Alvo de buscas hoje em operação que investiga o monitoramento ilegal de celulares de autoridades pela Agência Brasileira de Inteligência (Abin), o deputado federal Alexandre Ramagem (PL-RJ) pode dar adeus à disputa pela Prefeitura do Rio de Janeiro. O pré-candidato é considerado pela Polícia Federal suspeito de comandar um sistema paralelo usado para vigiar integrantes do judiciário, políticos e até jornalistas considerados críticos à gestão de Jair Bolsonaro. Suspeitas envolvendo a chamada “Abin paralela” vieram à tona em reportagens de órgãos de imprensa ainda no governo anterior. Dois dias antes de deixar a agência para concorrer à Câmara em 2022, o então diretor-geral determinou a abertura de um expediente interno, mas a apuração não avançou. Novas denúncias na imprensa, então, levaram à Polícia Federal a abrir sua própria investigação. Concluiu-se que funcionários da Abin e da PF, nomeados por Ramagem, conseguiram acessar de forma clandestina o sinal de celulares de diferentes alvos sem o conhecimento das operadoras de telefonia. Adquirido da empresa israelense Cognyte (ex-Verint), o software FirstMile se conecta à infraestrutura de telefonia.

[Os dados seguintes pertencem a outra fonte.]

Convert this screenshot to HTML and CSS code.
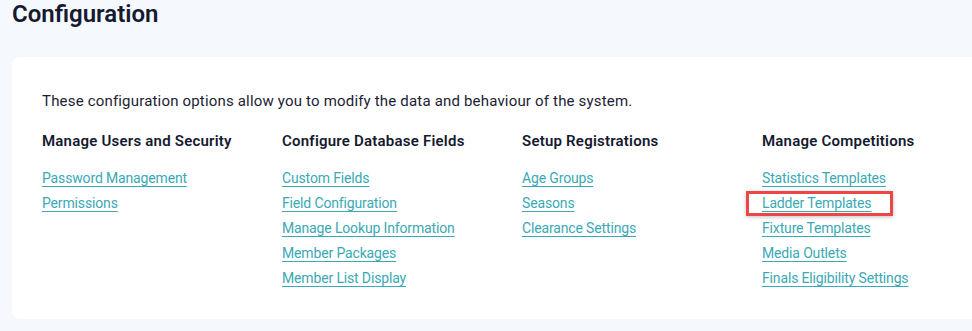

O monitoramento por geolocalização não inclui acesso a conteúdo de conversas ou mensagens, mas permite traçar um rotina de deslocamento do usuário e, por meio do cruzamento com sinais de outros aparelhos, determinar eventuais encontros entre os alvos. A PF tem indícios de que um dos primeiros alvos teria sido o ministro da Educação, Camilo Santana (PT), durante sua gestão como governador do Ceará. Em função da onda de violência promovida pelo crime organizado no estado em 2019, o petista chegou a pedir apoio da Força Nacional. Teriam sido monitorados na mesma época o senador Davi Alcolumbre e o ex-deputado Rodrigo Maia, que comandavam o Senado e a Câmara, respectivamente. Ambos foram acusados nas redes bolsonaristas de planejar um “golpe parlamentarista” contra Bolsonaro. Apoiador do ex-presidente, Roberto Jefferson chegou a falar publicamente sobre o suposto golpe. Mesmo sem provas, o conteúdo foi repercutido por Bolsonaro em uma de suas lives. Investigadores também suspeitam que Gilmar Mendes e Alexandre de Moraes foram monitorados clandestinamente, em meio às tensões entre Executivo e Judiciário.
Por meio da representante brasileira Suntech, a Cognyte fechou ao menos três contratos com a Abin, em montante superior a R$ 17 milhões. Durante sua gestão, Ramagem elevou o nível de sigilo dessas aquisições. Esses contratos também estão sendo investigados pela PF, que, durante operação em outubro passado, cumpriu mandados de busca e apreensão na própria sede da agência. A investigação, que já conta com a colaboração interna de ex-servidores, deve seguir a hierarquia de comando da Abin, então sob controle do GSI de Augusto Heleno, braço-direito de Bolsonaro. Os investigadores não descartam entrar no entorno familiar do ex-presidente, considerando denúncia feita pelo ex-ministro Gustavo Bebianno, pouco antes de morrer em março de 2020, acusando Carlos Bolsonaro de tentar montar uma ‘Abin paralela’ no Planalto. Na ocasião, Bebianno disse que ele e o também ex-ministro Carlos Alberto dos Santos Cruz foram contrários à ideia. Ironicamente, um dos investigados pela PF é o empresário Caio Cesar dos Santos Cruz, filho do general e representante da Cognyte. Ele foi alvo de buscas ainda em outubro. Carlos sempre negou as acusações.